All lectures will be held on the fourth floor of the Informatics Forum. The lectures in room 4.31/33, and breaks in mini-forum 2, room 4.40.
Discussion sessions will be determined at the meeting. Bring your ideas.
|WEDNESDAY 29 AUGUST|
|13:30 – 13:55||Welcome, Tea + Coffee|
|13:55 – 14:00||Opening remarks|
|14:00 – 15:15||New Challenges and Bayes: The world of computer models
M J Bayarri, Universitat de València, Spain.
|15:15 – 15:45||Tea break|
|15:45 – 17:00||Aspects of spatial point process modelling and Bayesian inference
Jesper Møller, Aalborg University, Denmark.
|17:00 – 17:15||Discussion session planning|
|17:15 – 19:00||Poster reception|
|THURSDAY 30 AUGUST|
|9:45 – 11:00||Confidence in Nonparametric Bayes?
Aad van der Vaart, Leiden University, Netherlands.
|11:00 – 11:30||Tea break|
|11:30 – 13:00||General Discussion session 1|
|13:00 – 14:00||Lunch|
|14:00 – 15:15||Safe Learning: How to adjust the learning rate in Bayesian inference when all models are wrong
Peter Grünwald, Centrum voor Wiskunde en Informatica, Netherlands.
|15:15 – 15:45||Tea break|
|15:45 – 17:00||General Discussion session 2|
Computer models (or “simulators”), like rock and roll, are here to stay. They are numerical solutions to complex math/physical models which try to ‘mimic’ reality. Analyses using data from both computer models and field are very tricky, and abound on uncertainties that need to be quantified, transmitted and combined, and Bayes methods are ideally suited for these tasks.
In this talk, we concentrate on a natural area in which computer models fit naturally: the quantification of risks. Indeed, because catastrophic events are fortunately rare, it is generally not appropriate to use purely statistical models for meaningful quantification of the risk of hazards. A promising approach uses computer models to simulate the phenomena under extreme conditions, thus allowing for extrapolation past the range of the data. Our proposed approach uses a combination of a state-of-the-art computer model, models for extreme events, statistical models to take into account the numerous uncertainties present, and spatial models to interpolate the output of the complex computer model at untried inputs. Uncertainties are combined through a Bayesian analysis. The methodology is exemplified for catastrophic pyroclastic flows of the Soufriere Hills Volcano on the island of Montserrat.
We start by a brief introduction to fundamental spatial point process characteristics and models, including Poisson process, Poisson cluster processes, Cox processes, and Gibbs point processes. Then we review Bayesian modelling strategies and discuss the computational aspects when estimating intensity functions and spatial interactions of spatial point processes. If time allows we will also consider determinantal point processes, which constitute a promising alternative to repulsive Gibbs point processes. Background material can be found in the literature below and the references therein.

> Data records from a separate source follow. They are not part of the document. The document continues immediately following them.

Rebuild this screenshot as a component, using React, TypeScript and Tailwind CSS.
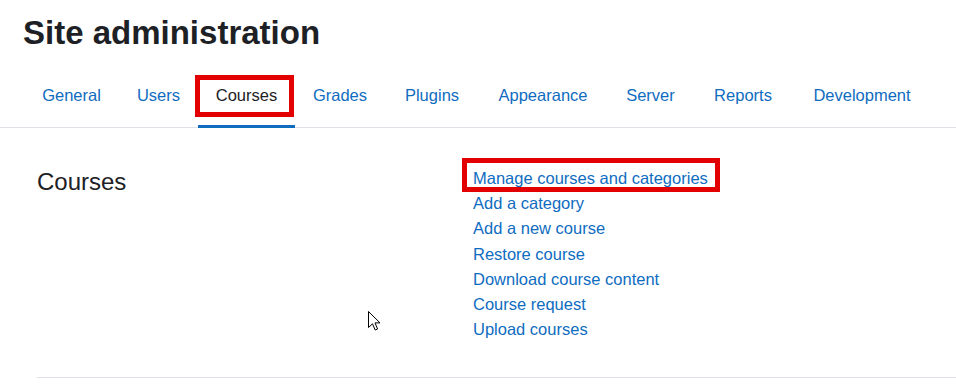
import React from 'react';

// tab widths taken from the screenshot so the labels land where they do there
const tabs = [
  { label: 'General', w: 'w-[95px]' },
  { label: 'Users', w: 'w-[79px]' },
  { label: 'Courses', w: 'w-[97px]' },
  { label: 'Grades', w: 'w-[90px]' },
  { label: 'Plugins', w: 'w-[94px]' },
  { label: 'Appearance', w: 'w-[128px]' },
  { label: 'Server', w: 'w-[87px]' },
  { label: 'Reports', w: 'w-[98px]' },
  { label: 'Development', w: 'w-[140px]' },
];

const links = [
  'Manage courses and categories',
  'Add a category',
  'Add a new course',
  'Restore course',
  'Download course content',
  'Course request',
  'Upload courses',
];

function Cursor() {
  return (
    <svg
      className="absolute left-[368px] top-[311px]"
      width="14"
      height="21"
      viewBox="0 0 14 21"
    >
      <path
        d="M0.5 0.5 L0.5 16.5 L4.5 12.8 L7.2 19 L9.6 18 L7 11.9 L12 11.9 Z"
        fill="#ffffff"
        stroke="#000000"
        strokeWidth="1"
      />
    </svg>
  );
}

export default function App() {
  return (
    <div className="relative h-[384px] w-full overflow-hidden bg-white font-['Liberation_Sans',Arial,sans-serif] text-[#1d2125]">
      <header className="px-[23px] pt-[13px]">
        <h1 className="text-[33px] font-bold leading-[40px]">
          Site administration
        </h1>
      </header>

      <nav className="mt-[14px] flex border-b border-[#dee2e6] pl-[24px]">
        {tabs.map((tab) => {
          const active = tab.label === 'Courses';
          return (
            <a
              key={tab.label}
              href="#"
              className={
                active
                  ? `relative -mb-px ${tab.w} border-b-[3px] border-[#0f6cbf] pb-[18px] pt-[16px] text-center text-[16.5px] leading-[24px] text-[#1d2125]`
                  : `relative -mb-px ${tab.w} border-b-[3px] border-transparent pb-[18px] pt-[16px] text-center text-[16.5px] leading-[24px] text-[#0f6cbf]`
              }
            >
              {tab.label}
              {active && (
                <span className="absolute bottom-[8px] left-[-3px] right-[1px] top-[8px] border-[5px] border-[#e30000]" />
              )}
            </a>
          );
        })}
      </nav>

      <section className="ml-[37px] mt-[38px] grid grid-cols-[436px_1fr] border-b border-[#dee2e6] pb-[35px]">
        <h3 className="pt-[1px] text-[24px] leading-[29px]">Courses</h3>
        <ul className="flex flex-col items-start">
          {links.map((link, i) => (
            <li key={link} className="relative text-[16.5px] leading-[25.2px]">
              <a href="#" className="text-[#0f6cbf]">
                {link}
              </a>
              {i === 0 && (
                <span className="absolute bottom-[-1px] left-[-11px] right-[-12px] top-[-8px] border-[5px] border-[#e30000]" />
              )}
            </li>
          ))}
        </ul>
      </section>

      <Cursor />
    </div>
  );
}
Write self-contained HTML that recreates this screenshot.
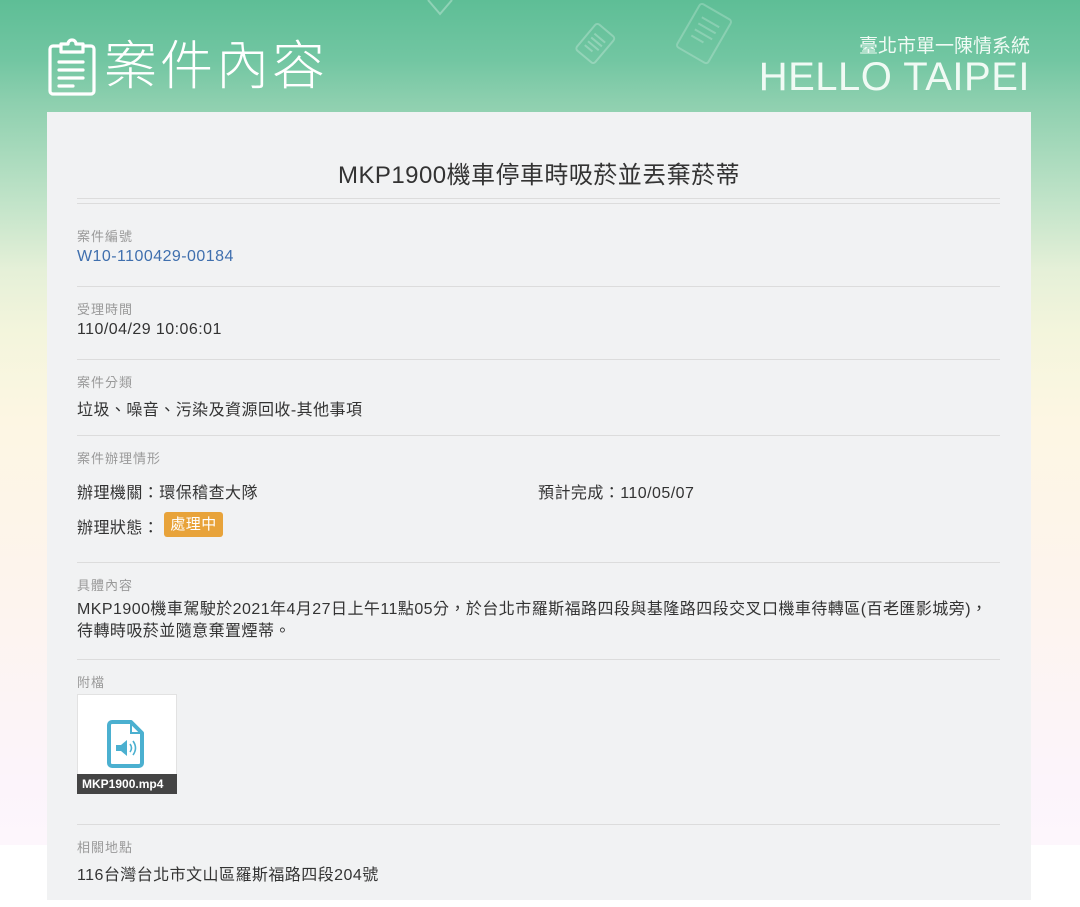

Nonparametric inference has the purpose of not making restrictive a-priori assumptions. Nonparametric Bayesian inference starts with a prior on a function space, which should not restrict the shape of the unknown function too much. We illustrate this with the example of Gaussian process priors. The usual Bayesian machine produces a posterior distribution, also on the function space, which one would like to use both for estimating the unknown function and for quantifying the remaining uncertainty of the inference. We study the success of these procedures from a frequentist perspective. For the second this involves the frequentist coverage of a posterior credible set, a central set of prescribed posterior probability. We show that there is a danger of prior oversmoothing, and we ask some questions about preventing this by a hierarchical or empirical Bayes method.
Standard Bayesian inference can behave badly if the model under consideration is wrong: in some simple settings, the posterior fails to concentrate even in the limit of infinite sample size. We introduce a test that can tell from the data whether we are heading for such a situation. If we are, we can adjust the learning rate (equivalently: make the prior lighter-tailed, or penalize the likelihood more) in a data-dependent way. The resulting “safe” estimator continues to achieve good rates with wrong models. For example, when applied to a union of classification models, the safe estimator achieves the optimal rate for the Tsybakov exponent of the underlying distribution. This establishes a connection between Bayesian inference (based on probability models) and statistical learning theory (based on predictor models such as classifiers).